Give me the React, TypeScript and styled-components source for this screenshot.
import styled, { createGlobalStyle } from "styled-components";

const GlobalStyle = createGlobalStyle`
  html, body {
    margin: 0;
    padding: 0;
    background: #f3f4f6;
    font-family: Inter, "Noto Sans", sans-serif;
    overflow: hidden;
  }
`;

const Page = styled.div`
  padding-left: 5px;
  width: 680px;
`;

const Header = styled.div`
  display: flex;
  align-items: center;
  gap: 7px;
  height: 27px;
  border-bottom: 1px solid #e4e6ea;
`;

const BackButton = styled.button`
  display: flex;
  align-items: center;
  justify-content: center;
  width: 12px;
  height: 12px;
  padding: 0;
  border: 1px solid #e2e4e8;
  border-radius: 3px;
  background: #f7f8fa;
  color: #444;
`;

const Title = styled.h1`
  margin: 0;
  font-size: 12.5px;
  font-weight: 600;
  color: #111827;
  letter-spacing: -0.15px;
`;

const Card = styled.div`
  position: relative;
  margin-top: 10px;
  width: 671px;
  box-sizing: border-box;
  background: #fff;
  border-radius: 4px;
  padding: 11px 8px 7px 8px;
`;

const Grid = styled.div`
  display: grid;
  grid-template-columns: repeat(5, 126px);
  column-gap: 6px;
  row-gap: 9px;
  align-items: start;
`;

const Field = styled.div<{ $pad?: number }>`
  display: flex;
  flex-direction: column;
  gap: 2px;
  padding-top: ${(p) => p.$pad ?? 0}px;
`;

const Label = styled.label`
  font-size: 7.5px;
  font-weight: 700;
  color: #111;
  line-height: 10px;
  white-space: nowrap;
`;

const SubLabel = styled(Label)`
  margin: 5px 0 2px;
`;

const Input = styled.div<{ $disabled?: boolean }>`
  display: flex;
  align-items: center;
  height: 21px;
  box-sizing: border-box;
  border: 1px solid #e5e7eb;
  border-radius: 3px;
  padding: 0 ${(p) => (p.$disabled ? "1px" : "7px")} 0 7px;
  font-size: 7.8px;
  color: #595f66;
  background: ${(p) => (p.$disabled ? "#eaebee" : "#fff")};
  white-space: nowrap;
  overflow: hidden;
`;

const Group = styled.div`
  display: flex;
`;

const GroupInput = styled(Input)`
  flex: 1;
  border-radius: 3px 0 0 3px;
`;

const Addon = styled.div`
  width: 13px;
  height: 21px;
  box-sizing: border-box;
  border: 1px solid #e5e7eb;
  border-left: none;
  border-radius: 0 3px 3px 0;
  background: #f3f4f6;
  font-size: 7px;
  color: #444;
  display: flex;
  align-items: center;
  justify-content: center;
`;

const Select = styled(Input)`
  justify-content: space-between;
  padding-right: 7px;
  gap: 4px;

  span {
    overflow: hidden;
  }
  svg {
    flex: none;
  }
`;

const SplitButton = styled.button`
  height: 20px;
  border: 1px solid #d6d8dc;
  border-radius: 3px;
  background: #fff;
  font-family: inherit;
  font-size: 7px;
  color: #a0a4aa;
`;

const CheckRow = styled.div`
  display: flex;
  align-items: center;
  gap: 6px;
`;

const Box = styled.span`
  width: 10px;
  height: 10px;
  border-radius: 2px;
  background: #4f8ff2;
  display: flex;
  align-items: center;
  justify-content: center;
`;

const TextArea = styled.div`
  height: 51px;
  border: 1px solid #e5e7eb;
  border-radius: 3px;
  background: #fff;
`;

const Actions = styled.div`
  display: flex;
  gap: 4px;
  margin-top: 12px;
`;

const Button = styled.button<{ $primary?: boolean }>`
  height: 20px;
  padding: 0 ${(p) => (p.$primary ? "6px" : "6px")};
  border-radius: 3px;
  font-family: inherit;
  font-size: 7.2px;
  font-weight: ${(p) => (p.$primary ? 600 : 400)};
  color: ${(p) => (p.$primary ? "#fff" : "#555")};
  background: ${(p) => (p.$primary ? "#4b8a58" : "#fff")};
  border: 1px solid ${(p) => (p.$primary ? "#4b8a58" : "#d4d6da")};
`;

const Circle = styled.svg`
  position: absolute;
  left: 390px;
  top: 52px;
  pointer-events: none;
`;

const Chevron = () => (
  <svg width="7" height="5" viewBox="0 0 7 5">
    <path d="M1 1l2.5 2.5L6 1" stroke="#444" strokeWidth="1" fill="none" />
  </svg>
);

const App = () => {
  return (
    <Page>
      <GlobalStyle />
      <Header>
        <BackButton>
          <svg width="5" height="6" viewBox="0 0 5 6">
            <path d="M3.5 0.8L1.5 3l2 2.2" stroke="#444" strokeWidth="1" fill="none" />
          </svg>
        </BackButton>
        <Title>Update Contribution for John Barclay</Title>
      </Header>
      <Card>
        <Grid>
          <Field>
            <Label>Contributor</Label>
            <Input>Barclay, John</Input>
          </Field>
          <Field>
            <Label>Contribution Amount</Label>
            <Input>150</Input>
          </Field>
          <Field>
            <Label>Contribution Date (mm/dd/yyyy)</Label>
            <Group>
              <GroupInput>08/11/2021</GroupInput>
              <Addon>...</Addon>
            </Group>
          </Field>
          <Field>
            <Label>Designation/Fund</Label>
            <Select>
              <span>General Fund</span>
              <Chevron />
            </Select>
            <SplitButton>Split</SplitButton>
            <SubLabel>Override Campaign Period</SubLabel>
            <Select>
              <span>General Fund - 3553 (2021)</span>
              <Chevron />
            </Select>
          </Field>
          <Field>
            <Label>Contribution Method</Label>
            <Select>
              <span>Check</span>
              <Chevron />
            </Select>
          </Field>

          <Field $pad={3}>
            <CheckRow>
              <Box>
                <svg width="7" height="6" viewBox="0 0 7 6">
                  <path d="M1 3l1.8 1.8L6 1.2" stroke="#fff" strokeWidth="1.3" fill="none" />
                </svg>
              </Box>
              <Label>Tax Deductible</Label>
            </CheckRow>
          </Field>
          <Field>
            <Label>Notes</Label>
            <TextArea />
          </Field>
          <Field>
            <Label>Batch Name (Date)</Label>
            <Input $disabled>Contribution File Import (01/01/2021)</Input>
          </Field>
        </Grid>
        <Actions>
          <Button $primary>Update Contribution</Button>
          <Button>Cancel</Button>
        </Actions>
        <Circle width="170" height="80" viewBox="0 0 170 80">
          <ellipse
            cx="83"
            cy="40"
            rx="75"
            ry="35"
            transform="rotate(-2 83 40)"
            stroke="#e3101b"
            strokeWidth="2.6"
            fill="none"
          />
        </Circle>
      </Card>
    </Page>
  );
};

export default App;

====================

■ DIRECTIONS FOR THIS TASK
Reproduce all data above, unchanged.

■ SOLVED PROBLEM
Give me the React, TypeScript and styled-components source for this screenshot.
import styled, { createGlobalStyle } from "styled-components";

const GlobalStyle = createGlobalStyle`
  html, body {
    margin: 0;
    padding: 0;
    background: #f3f4f6;
    font-family: Inter, "Noto Sans", sans-serif;
    overflow: hidden;
  }
`;

const Page = styled.div`
  padding-left: 5px;
  width: 680px;
`;

const Header = styled.div`
  display: flex;
  align-items: center;
  gap: 7px;
  height: 27px;
  border-bottom: 1px solid #e4e6ea;
`;

const BackButton = styled.button`
  display: flex;
  align-items: center;
  justify-content: center;
  width: 12px;
  height: 12px;
  padding: 0;
  border: 1px solid #e2e4e8;
  border-radius: 3px;
  background: #f7f8fa;
  color: #444;
`;

const Title = styled.h1`
  margin: 0;
  font-size: 12.5px;
  font-weight: 600;
  color: #111827;
  letter-spacing: -0.15px;
`;

const Card = styled.div`
  position: relative;
  margin-top: 10px;
  width: 671px;
  box-sizing: border-box;
  background: #fff;
  border-radius: 4px;
  padding: 11px 8px 7px 8px;
`;

const Grid = styled.div`
  display: grid;
  grid-template-columns: repeat(5, 126px);
  column-gap: 6px;
  row-gap: 9px;
  align-items: start;
`;

const Field = styled.div<{ $pad?: number }>`
  display: flex;
  flex-direction: column;
  gap: 2px;
  padding-top: ${(p) => p.$pad ?? 0}px;
`;

const Label = styled.label`
  font-size: 7.5px;
  font-weight: 700;
  color: #111;
  line-height: 10px;
  white-space: nowrap;
`;

const SubLabel = styled(Label)`
  margin: 5px 0 2px;
`;

const Input = styled.div<{ $disabled?: boolean }>`
  display: flex;
  align-items: center;
  height: 21px;
  box-sizing: border-box;
  border: 1px solid #e5e7eb;
  border-radius: 3px;
  padding: 0 ${(p) => (p.$disabled ? "1px" : "7px")} 0 7px;
  font-size: 7.8px;
  color: #595f66;
  background: ${(p) => (p.$disabled ? "#eaebee" : "#fff")};
  white-space: nowrap;
  overflow: hidden;
`;

const Group = styled.div`
  display: flex;
`;

const GroupInput = styled(Input)`
  flex: 1;
  border-radius: 3px 0 0 3px;
`;

const Addon = styled.div`
  width: 13px;
  height: 21px;
  box-sizing: border-box;
  border: 1px solid #e5e7eb;
  border-left: none;
  border-radius: 0 3px 3px 0;
  background: #f3f4f6;
  font-size: 7px;
  color: #444;
  display: flex;
  align-items: center;
  justify-content: center;
`;

const Select = styled(Input)`
  justify-content: space-between;
  padding-right: 7px;
  gap: 4px;

  span {
    overflow: hidden;
  }
  svg {
    flex: none;
  }
`;

const SplitButton = styled.button`
  height: 20px;
  border: 1px solid #d6d8dc;
  border-radius: 3px;
  background: #fff;
  font-family: inherit;
  font-size: 7px;
  color: #a0a4aa;
`;

const CheckRow = styled.div`
  display: flex;
  align-items: center;
  gap: 6px;
`;

const Box = styled.span`
  width: 10px;
  height: 10px;
  border-radius: 2px;
  background: #4f8ff2;
  display: flex;
  align-items: center;
  justify-content: center;
`;

const TextArea = styled.div`
  height: 51px;
  border: 1px solid #e5e7eb;
  border-radius: 3px;
  background: #fff;
`;

const Actions = styled.div`
  display: flex;
  gap: 4px;
  margin-top: 12px;
`;

const Button = styled.button<{ $primary?: boolean }>`
  height: 20px;
  padding: 0 ${(p) => (p.$primary ? "6px" : "6px")};
  border-radius: 3px;
  font-family: inherit;
  font-size: 7.2px;
  font-weight: ${(p) => (p.$primary ? 600 : 400)};
  color: ${(p) => (p.$primary ? "#fff" : "#555")};
  background: ${(p) => (p.$primary ? "#4b8a58" : "#fff")};
  border: 1px solid ${(p) => (p.$primary ? "#4b8a58" : "#d4d6da")};
`;

const Circle = styled.svg`
  position: absolute;
  left: 390px;
  top: 52px;
  pointer-events: none;
`;

const Chevron = () => (
  <svg width="7" height="5" viewBox="0 0 7 5">
    <path d="M1 1l2.5 2.5L6 1" stroke="#444" strokeWidth="1" fill="none" />
  </svg>
);

const App = () => {
  return (
    <Page>
      <GlobalStyle />
      <Header>
        <BackButton>
          <svg width="5" height="6" viewBox="0 0 5 6">
            <path d="M3.5 0.8L1.5 3l2 2.2" stroke="#444" strokeWidth="1" fill="none" />
          </svg>
        </BackButton>
        <Title>Update Contribution for John Barclay</Title>
      </Header>
      <Card>
        <Grid>
          <Field>
            <Label>Contributor</Label>
            <Input>Barclay, John</Input>
          </Field>
          <Field>
            <Label>Contribution Amount</Label>
            <Input>150</Input>
          </Field>
          <Field>
            <Label>Contribution Date (mm/dd/yyyy)</Label>
            <Group>
              <GroupInput>08/11/2021</GroupInput>
              <Addon>...</Addon>
            </Group>
          </Field>
          <Field>
            <Label>Designation/Fund</Label>
            <Select>
              <span>General Fund</span>
              <Chevron />
            </Select>
            <SplitButton>Split</SplitButton>
            <SubLabel>Override Campaign Period</SubLabel>
            <Select>
              <span>General Fund - 3553 (2021)</span>
              <Chevron />
            </Select>
          </Field>
          <Field>
            <Label>Contribution Method</Label>
            <Select>
              <span>Check</span>
              <Chevron />
            </Select>
          </Field>

          <Field $pad={3}>
            <CheckRow>
              <Box>
                <svg width="7" height="6" viewBox="0 0 7 6">
                  <path d="M1 3l1.8 1.8L6 1.2" stroke="#fff" strokeWidth="1.3" fill="none" />
                </svg>
              </Box>
              <Label>Tax Deductible</Label>
            </CheckRow>
          </Field>
          <Field>
            <Label>Notes</Label>
            <TextArea />
          </Field>
          <Field>
            <Label>Batch Name (Date)</Label>
            <Input $disabled>Contribution File Import (01/01/2021)</Input>
          </Field>
        </Grid>
        <Actions>
          <Button $primary>Update Contribution</Button>
          <Button>Cancel</Button>
        </Actions>
        <Circle width="170" height="80" viewBox="0 0 170 80">
          <ellipse
            cx="83"
            cy="40"
            rx="75"
            ry="35"
            transform="rotate(-2 83 40)"
            stroke="#e3101b"
            strokeWidth="2.6"
            fill="none"
          />
        </Circle>
      </Card>
    </Page>
  );
};

export default App;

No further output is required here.